══ Source data

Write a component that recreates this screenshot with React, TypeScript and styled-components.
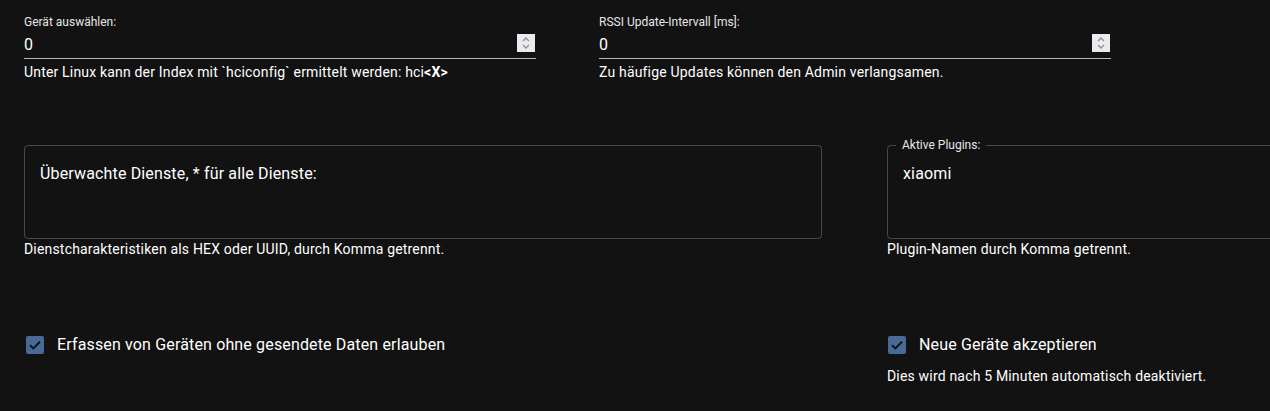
import styled, { createGlobalStyle } from 'styled-components';

const GlobalStyle = createGlobalStyle`
  html, body {
    margin: 0;
    padding: 0;
    background: #121212;
    overflow: hidden;
  }
  body {
    font-family: Roboto, "Liberation Sans", Arial, sans-serif;
    color: #fff;
  }
`;

const Page = styled.div`
  width: 1270px;
  height: 411px;
  overflow: hidden;
  padding: 14px 0 0 24px;
  box-sizing: border-box;
  display: flex;
  flex-direction: column;
`;

const Row = styled.div<{ gap: number; top?: number }>`
  display: flex;
  align-items: flex-start;
  gap: ${p => p.gap}px;
  margin-top: ${p => p.top ?? 0}px;
`;

const Field = styled.div<{ width: number }>`
  width: ${p => p.width}px;
  flex-shrink: 0;
  display: flex;
  flex-direction: column;
`;

const SmallLabel = styled.label`
  font-size: 12px;
  line-height: 17px;
  color: #e6e6e6;
`;

const InputRow = styled.div`
  display: flex;
  align-items: center;
  height: 28px;
  padding: 0 1px 0 0;
  border-bottom: 1px solid rgba(255, 255, 255, 0.7);
  box-sizing: border-box;
`;

const Value = styled.span`
  flex: 1;
  font-size: 16px;
  line-height: 23px;
  letter-spacing: 0.15px;
  padding-top: 1px;
  padding-bottom: 2px;
`;

const Spinner = styled.div`
  width: 18px;
  height: 18px;
  margin-bottom: 3px;
  background: #ebebef;
  display: flex;
  align-items: center;
  justify-content: center;

  svg {
    display: block;
  }
`;

const Helper = styled.p<{ top?: number }>`
  margin: ${p => p.top ?? 3}px 0 0;
  font-size: 14px;
  line-height: 20px;
  letter-spacing: 0.18px;
  color: #fff;

  b {
    font-weight: 700;
  }
`;

const Box = styled.div`
  position: relative;
  height: 94px;
  border: 1px solid rgba(255, 255, 255, 0.23);
  border-radius: 4px;
  box-sizing: border-box;
  padding: 16px 14px 0 15px;
`;

const BoxText = styled.div`
  font-size: 16px;
  line-height: 23px;
  letter-spacing: 0.15px;
  color: #fff;
`;

const Legend = styled.span`
  position: absolute;
  top: -9px;
  left: 8px;
  padding: 0 6px;
  background: #121212;
  font-size: 12px;
  line-height: 16px;
  color: #e6e6e6;
`;

const CheckRow = styled.label<{ indent?: number }>`
  display: flex;
  align-items: center;
  gap: 13px;
  padding-left: ${p => p.indent ?? 2}px;
  font-size: 16px;
  line-height: 24px;
  letter-spacing: 0.15px;
  color: #fff;
`;

const CheckBox = styled.span`
  width: 18px;
  height: 18px;
  border-radius: 2px;
  background: #476b96;
  display: flex;
  align-items: center;
  justify-content: center;
  flex-shrink: 0;
`;

function NumberSpinner() {
  return (
    <Spinner>
      <svg width="10" height="14" viewBox="0 0 10 14" fill="none" stroke="#8e8e99" strokeWidth="1.3">
        <path d="M2 5 L5 2 L8 5" />
        <path d="M2 9 L5 12 L8 9" />
      </svg>
    </Spinner>
  );
}

function Check() {
  return (
    <CheckBox>
      <svg width="14" height="14" viewBox="0 0 14 14" fill="none" stroke="#121212" strokeWidth="2">
        <path d="M2 7.2 L5.3 10.4 L12 3.8" />
      </svg>
    </CheckBox>
  );
}

export default function App() {
  return (
    <>
      <GlobalStyle />
      <Page>
        <Row gap={63}>
          <Field width={512}>
            <SmallLabel>Gerät auswählen:</SmallLabel>
            <InputRow>
              <Value>0</Value>
              <NumberSpinner />
            </InputRow>
            <Helper>
              Unter Linux kann der Index mit `hciconfig` ermittelt werden: hci<b>&lt;X&gt;</b>
            </Helper>
          </Field>
          <Field width={512}>
            <SmallLabel>RSSI Update-Intervall [ms]:</SmallLabel>
            <InputRow>
              <Value>0</Value>
              <NumberSpinner />
            </InputRow>
            <Helper>Zu häufige Updates können den Admin verlangsamen.</Helper>
          </Field>
        </Row>

        <Row gap={65} top={63}>
          <Field width={798}>
            <Box>
              <BoxText>Überwachte Dienste, * für alle Dienste:</BoxText>
            </Box>
            <Helper top={0}>Dienstcharakteristiken als HEX oder UUID, durch Komma getrennt.</Helper>
          </Field>
          <Field width={420}>
            <Box>
              <Legend>Aktive Plugins:</Legend>
              <BoxText>xiaomi</BoxText>
            </Box>
            <Helper top={0}>Plugin-Namen durch Komma getrennt.</Helper>
          </Field>
        </Row>

        <Row gap={0} top={74}>
          <Field width={863}>
            <CheckRow>
              <Check />
              Erfassen von Geräten ohne gesendete Daten erlauben
            </CheckRow>
          </Field>
          <Field width={380}>
            <CheckRow indent={1}>
              <Check />
              Neue Geräte akzeptieren
            </CheckRow>
            <Helper top={9}>Dies wird nach 5 Minuten automatisch deaktiviert.</Helper>
          </Field>
        </Row>
      </Page>
    </>
  );
}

════

Work to complete: Quote in full the listing given above; the images are to be left out.

Task output:
Write a component that recreates this screenshot with React, TypeScript and styled-components.
import styled, { createGlobalStyle } from 'styled-components';

const GlobalStyle = createGlobalStyle`
  html, body {
    margin: 0;
    padding: 0;
    background: #121212;
    overflow: hidden;
  }
  body {
    font-family: Roboto, "Liberation Sans", Arial, sans-serif;
    color: #fff;
  }
`;

const Page = styled.div`
  width: 1270px;
  height: 411px;
  overflow: hidden;
  padding: 14px 0 0 24px;
  box-sizing: border-box;
  display: flex;
  flex-direction: column;
`;

const Row = styled.div<{ gap: number; top?: number }>`
  display: flex;
  align-items: flex-start;
  gap: ${p => p.gap}px;
  margin-top: ${p => p.top ?? 0}px;
`;

const Field = styled.div<{ width: number }>`
  width: ${p => p.width}px;
  flex-shrink: 0;
  display: flex;
  flex-direction: column;
`;

const SmallLabel = styled.label`
  font-size: 12px;
  line-height: 17px;
  color: #e6e6e6;
`;

const InputRow = styled.div`
  display: flex;
  align-items: center;
  height: 28px;
  padding: 0 1px 0 0;
  border-bottom: 1px solid rgba(255, 255, 255, 0.7);
  box-sizing: border-box;
`;

const Value = styled.span`
  flex: 1;
  font-size: 16px;
  line-height: 23px;
  letter-spacing: 0.15px;
  padding-top: 1px;
  padding-bottom: 2px;
`;

const Spinner = styled.div`
  width: 18px;
  height: 18px;
  margin-bottom: 3px;
  background: #ebebef;
  display: flex;
  align-items: center;
  justify-content: center;

  svg {
    display: block;
  }
`;

const Helper = styled.p<{ top?: number }>`
  margin: ${p => p.top ?? 3}px 0 0;
  font-size: 14px;
  line-height: 20px;
  letter-spacing: 0.18px;
  color: #fff;

  b {
    font-weight: 700;
  }
`;

const Box = styled.div`
  position: relative;
  height: 94px;
  border: 1px solid rgba(255, 255, 255, 0.23);
  border-radius: 4px;
  box-sizing: border-box;
  padding: 16px 14px 0 15px;
`;

const BoxText = styled.div`
  font-size: 16px;
  line-height: 23px;
  letter-spacing: 0.15px;
  color: #fff;
`;

const Legend = styled.span`
  position: absolute;
  top: -9px;
  left: 8px;
  padding: 0 6px;
  background: #121212;
  font-size: 12px;
  line-height: 16px;
  color: #e6e6e6;
`;

const CheckRow = styled.label<{ indent?: number }>`
  display: flex;
  align-items: center;
  gap: 13px;
  padding-left: ${p => p.indent ?? 2}px;
  font-size: 16px;
  line-height: 24px;
  letter-spacing: 0.15px;
  color: #fff;
`;

const CheckBox = styled.span`
  width: 18px;
  height: 18px;
  border-radius: 2px;
  background: #476b96;
  display: flex;
  align-items: center;
  justify-content: center;
  flex-shrink: 0;
`;

function NumberSpinner() {
  return (
    <Spinner>
      <svg width="10" height="14" viewBox="0 0 10 14" fill="none" stroke="#8e8e99" strokeWidth="1.3">
        <path d="M2 5 L5 2 L8 5" />
        <path d="M2 9 L5 12 L8 9" />
      </svg>
    </Spinner>
  );
}

function Check() {
  return (
    <CheckBox>
      <svg width="14" height="14" viewBox="0 0 14 14" fill="none" stroke="#121212" strokeWidth="2">
        <path d="M2 7.2 L5.3 10.4 L12 3.8" />
      </svg>
    </CheckBox>
  );
}

export default function App() {
  return (
    <>
      <GlobalStyle />
      <Page>
        <Row gap={63}>
          <Field width={512}>
            <SmallLabel>Gerät auswählen:</SmallLabel>
            <InputRow>
              <Value>0</Value>
              <NumberSpinner />
            </InputRow>
            <Helper>
              Unter Linux kann der Index mit `hciconfig` ermittelt werden: hci<b>&lt;X&gt;</b>
            </Helper>
          </Field>
          <Field width={512}>
            <SmallLabel>RSSI Update-Intervall [ms]:</SmallLabel>
            <InputRow>
              <Value>0</Value>
              <NumberSpinner />
            </InputRow>
            <Helper>Zu häufige Updates können den Admin verlangsamen.</Helper>
          </Field>
        </Row>

        <Row gap={65} top={63}>
          <Field width={798}>
            <Box>
              <BoxText>Überwachte Dienste, * für alle Dienste:</BoxText>
            </Box>
            <Helper top={0}>Dienstcharakteristiken als HEX oder UUID, durch Komma getrennt.</Helper>
          </Field>
          <Field width={420}>
            <Box>
              <Legend>Aktive Plugins:</Legend>
              <BoxText>xiaomi</BoxText>
            </Box>
            <Helper top={0}>Plugin-Namen durch Komma getrennt.</Helper>
          </Field>
        </Row>

        <Row gap={0} top={74}>
          <Field width={863}>
            <CheckRow>
              <Check />
              Erfassen von Geräten ohne gesendete Daten erlauben
            </CheckRow>
          </Field>
          <Field width={380}>
            <CheckRow indent={1}>
              <Check />
              Neue Geräte akzeptieren
            </CheckRow>
            <Helper top={9}>Dies wird nach 5 Minuten automatisch deaktiviert.</Helper>
          </Field>
        </Row>
      </Page>
    </>
  );
}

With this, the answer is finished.